Monday, May 2, 2011

710

701. The best analogy to explain the concept of prepaid, postpaid, and unlimited is by using the terms call girl, girlfriend, and wife (unless unlimited has network issues).
702. Your mama is so fat her patronus is a pie.
703. With birth comes the inevitability of entropy.
704. Dear coke, You're just over reacting. Sincerely - Mentos.
705. Even if you don't eat organic food, you end up delivering an organic baby.
706. I am procrastinating so much that the personal things to do needed to take a personal leave will happen only in the weekend.
707. Researchers are those who talk about their work among themselves, unconsciously seeking the synergism that made ideas sprout like weeds in the disordered garden of the laboratory.
708. "My mom is going to kill me", said the pregnant teen and her foetus at the same time.
709. Mr. Policeman, can you puhlease polish my Polish shoes?
710. In the name of the father, "daddy", in the name of the son, "daddy's boy", and in the name of the holy spirit of Harvey milk, San Francisco, go and sin more.

Wednesday, April 6, 2011

700

691. Aliens fricking can't contact us coz of all the noise from space junk.
692. The grass is always greener in the Easter basket!
693. Imaginary numbers and inequalities don't exist in mathematics. Then how come this inequality is a common term "i<3 u"?
694. Aliens fricking can't contact us coz of all the noise from space junk.
695. Yet another reason that I fall under the category of geekdom "Z = x*x/a*a - y*y/b*b; The hyperbolic paraboloid equation that defines the shape of a Pringle"
696. If February can March, April May too.
697. Easter made easier with just a letter change.
698. "Uh Oh! I shouldn't have ordered the pay per view for the royal wedding using the real name", Osama's last words.
699. With great power comes a big fat electric bill.
700. For some weird reason, it's easier for me to fall asleep in a seminar than in my bed.

Sunday, February 20, 2011

690

681. If you're not dreaming, you're just sleeping.
682. I wonder what all that fuzz about a 'superb owl' (superbowl) was on?
683. I lived, I loved, and with that comes a certain amount of wisdom and cramps!
684. Overkill is just underrated.
685. Is there a person in China called "Too Young" who is too old?
686. Without bears the world would be unbearable.
687. I did not punch him. He head butted my fist. I swear!
688. Well, my Lego Rome was built in a day.
689. Life was much simple when apple and blackberry were just fruits.
690. Sometimes life throws you a googly and you just don't know enough about cricket to finish the metaphor.

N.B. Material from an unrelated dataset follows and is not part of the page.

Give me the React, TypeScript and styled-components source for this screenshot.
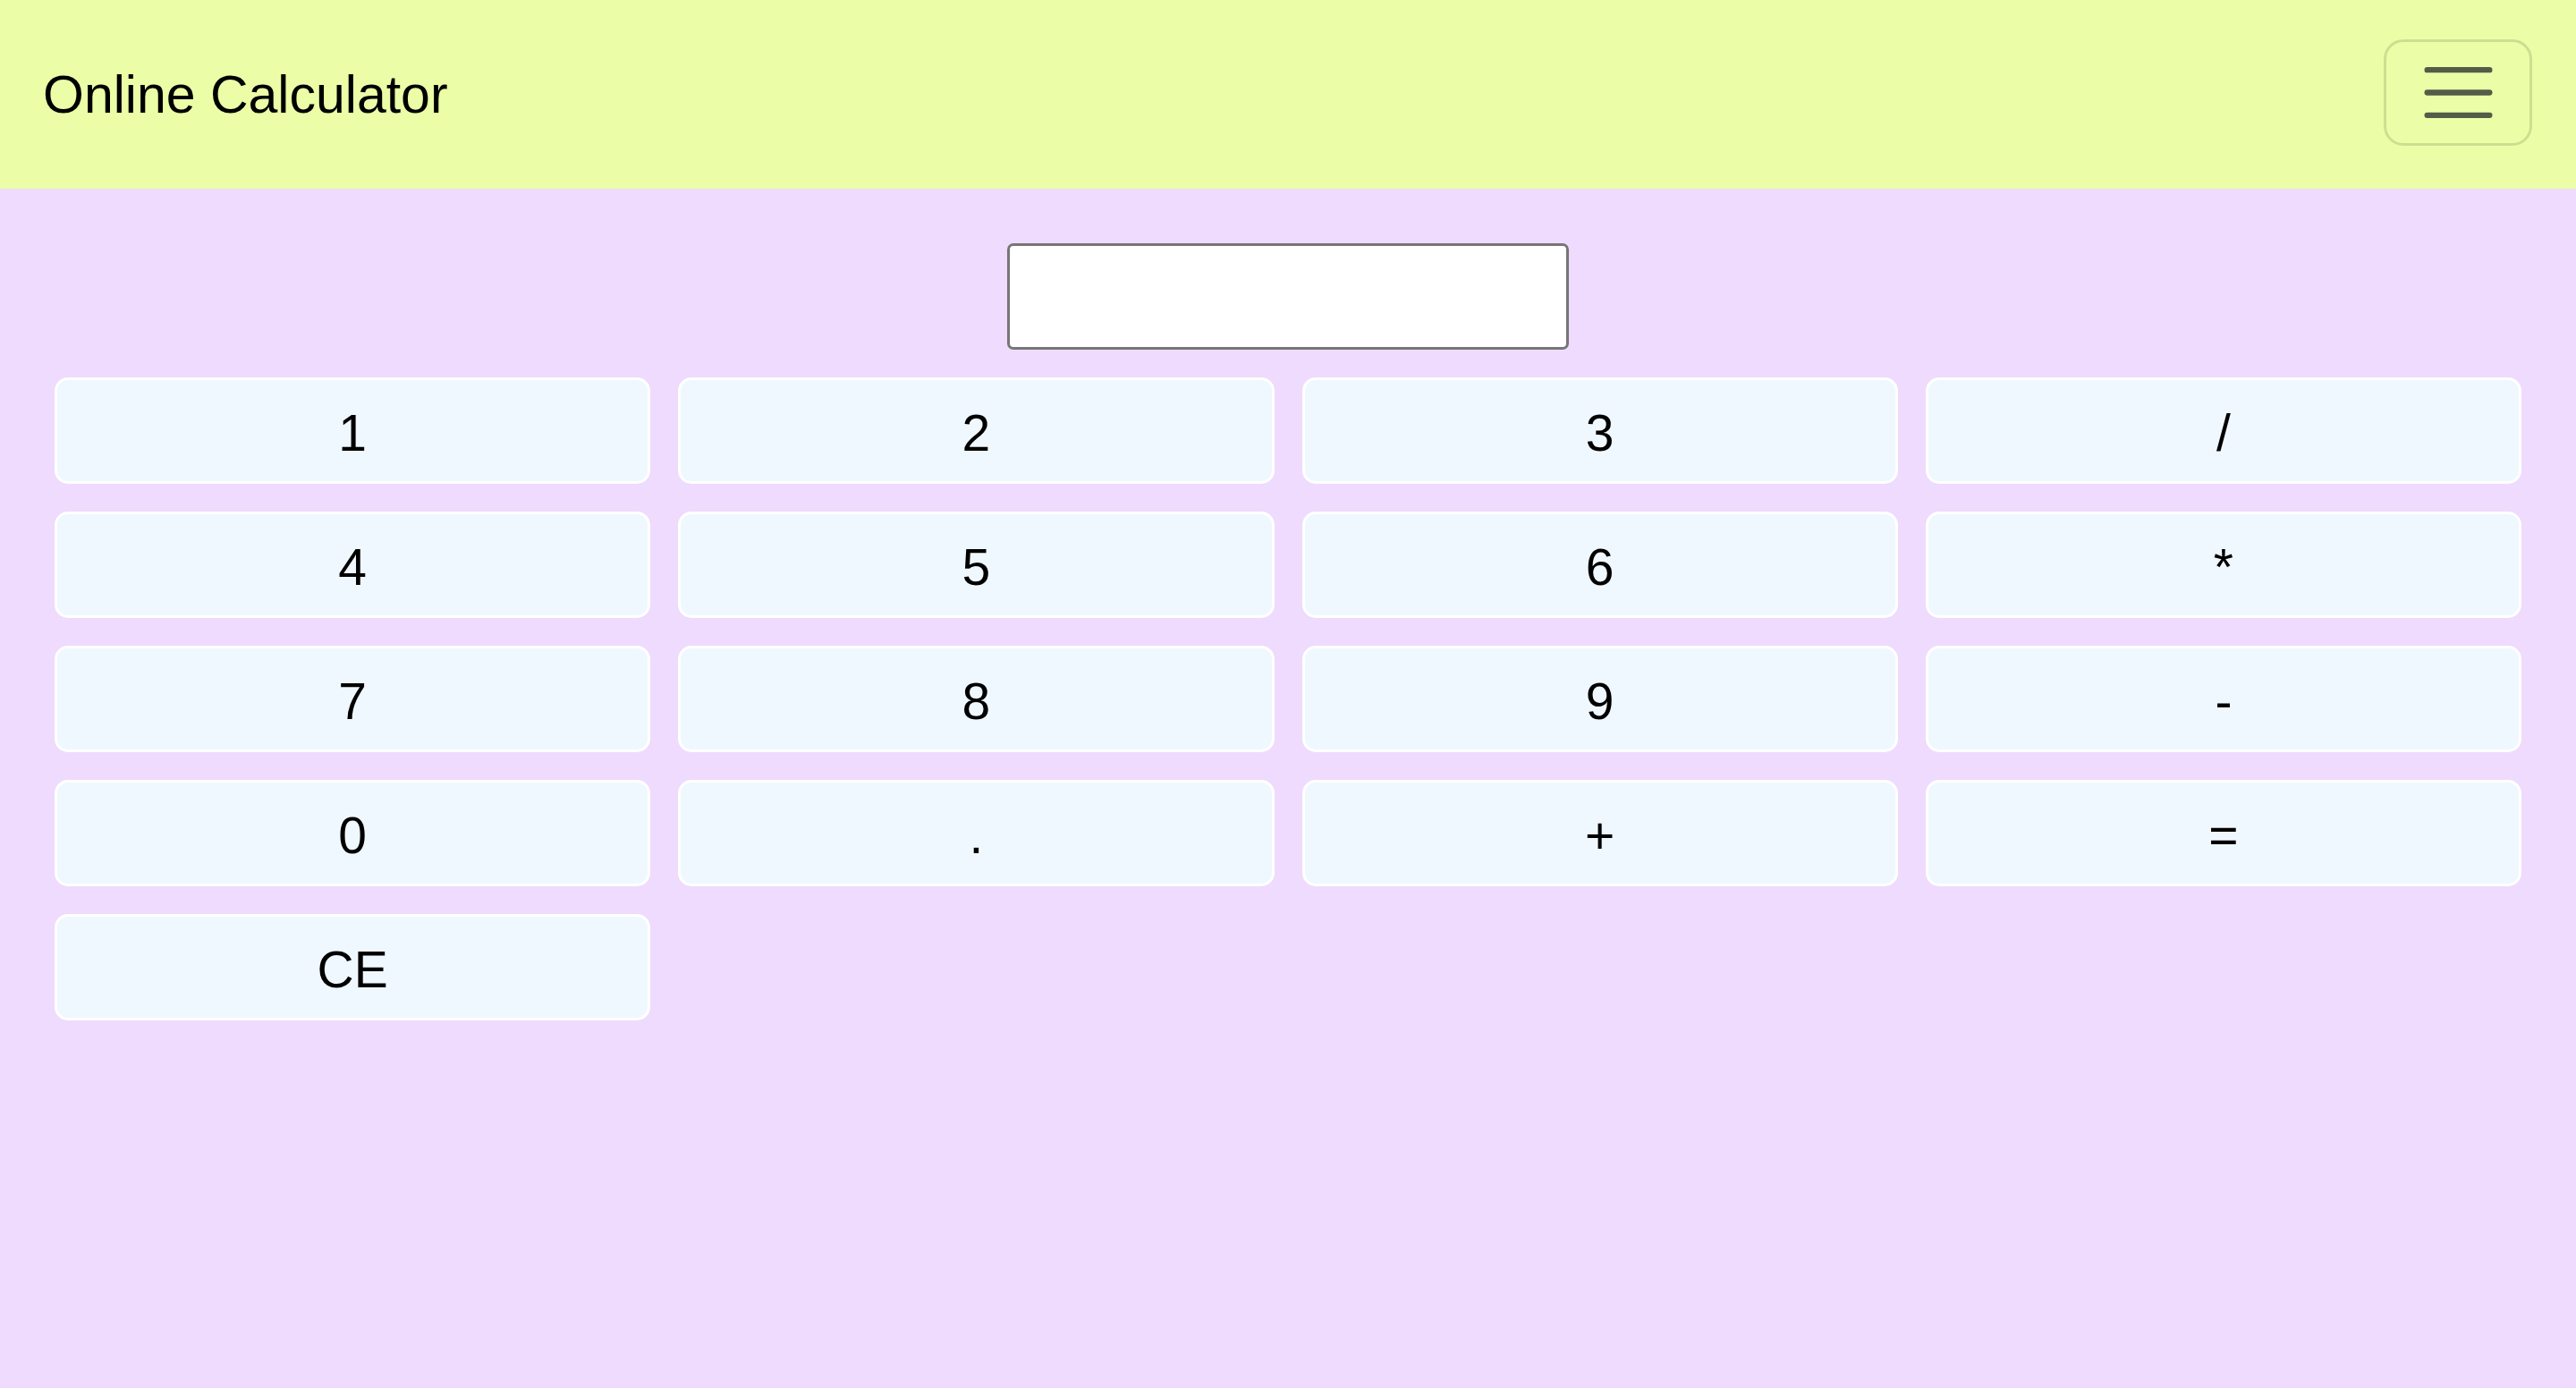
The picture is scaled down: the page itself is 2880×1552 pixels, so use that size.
import styled, { createGlobalStyle } from 'styled-components';

const GlobalStyle = createGlobalStyle`
    html, body {
        margin: 0;
        padding: 0;
        background-color: #efdbfd;
        font-family: "Liberation Sans", Arial, sans-serif;
    }
    * {
        box-sizing: border-box;
    }
`;

const Page = styled.div`
    min-height: 1552px;
    background-color: #efdbfd;
`;

const Navbar = styled.nav`
    height: 211px;
    background-color: #ebfda6;
    display: flex;
    align-items: center;
    justify-content: space-between;
    padding: 0 49px 4px 48px;
`;

const Brand = styled.a`
    font-size: 59px;
    color: #000;
    text-decoration: none;
    margin-top: 4px;
`;

const Toggler = styled.button`
    width: 166px;
    height: 119px;
    border: 3px solid rgba(0, 0, 0, 0.12);
    border-radius: 22px;
    background: transparent;
    display: flex;
    align-items: center;
    justify-content: center;
    padding: 0;
`;

const Main = styled.main`
    padding: 61px 61px 0;
    display: flex;
    flex-direction: column;
    align-items: center;
    gap: 31px;
`;

const Display = styled.input`
    width: 628px;
    height: 119px;
    border: 3px solid #767676;
    border-radius: 7px;
    background: #fff;
    font-size: 48px;
    font-family: "Liberation Sans", Arial, sans-serif;
    padding: 0 16px;
`;

const Keypad = styled.div`
    width: 100%;
    display: grid;
    grid-template-columns: repeat(4, 1fr);
    gap: 31px;
`;

const Key = styled.button`
    height: 119px;
    background-color: #f0f8ff;
    border: 3px solid #ffffff;
    border-radius: 15px;
    padding: 4px 0 0;
    font-family: "Liberation Sans", Arial, sans-serif;
    font-size: 57px;
    color: #000;
    cursor: pointer;
    &:hover {
        background-color: #e4f0fb;
    }
`;

const keys = ['1', '2', '3', '/', '4', '5', '6', '*', '7', '8', '9', '-', '0', '.', '+', '=', 'CE'];

function App() {
    return (
        <Page>
            <GlobalStyle />
            <Navbar>
                <Brand href="#">Online Calculator</Brand>
                <Toggler aria-label="Toggle navigation">
                    <svg width="95" height="95" viewBox="0 0 30 30">
                        <path
                            stroke="rgba(33, 37, 41, 0.75)"
                            strokeLinecap="round"
                            strokeMiterlimit="10"
                            strokeWidth="2"
                            d="M4 7h22M4 15h22M4 23h22"
                        />
                    </svg>
                </Toggler>
            </Navbar>
            <Main>
                <Display type="text" readOnly />
                <Keypad>
                    {keys.map((k) => (
                        <Key key={k}>{k}</Key>
                    ))}
                </Keypad>
            </Main>
        </Page>
    );
}

export default App;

Thursday, January 27, 2011

680

671. I have the right frame of mind. But I'm lacking the big picture to fit that frame.
672. If you can open all doors in your life, then do apply for a Janitor's position.
673. If you wanna last longer in bed, buy sleeping pills.
674. The next time someone serving food is going to ask if raspberry tea is ok for the sweet tea I ordered, I am going to reply, "Is monopoly money ok for real money?"
675. Let the accelerated mass be with you.
676. My brain is growing out of proportion and that my friend is the reason I have a receding hairline.
677. Soup of the day - Bourbon!
678. "Does your contact lens have issues? Then try our contact lens solution...." Ain't this a marketing quote? ;)
679. Laughter is the worst medicine when it comes to broken ribs.
680. My brain is growing out of proportion and that my friend is the reason I have a receding hairline.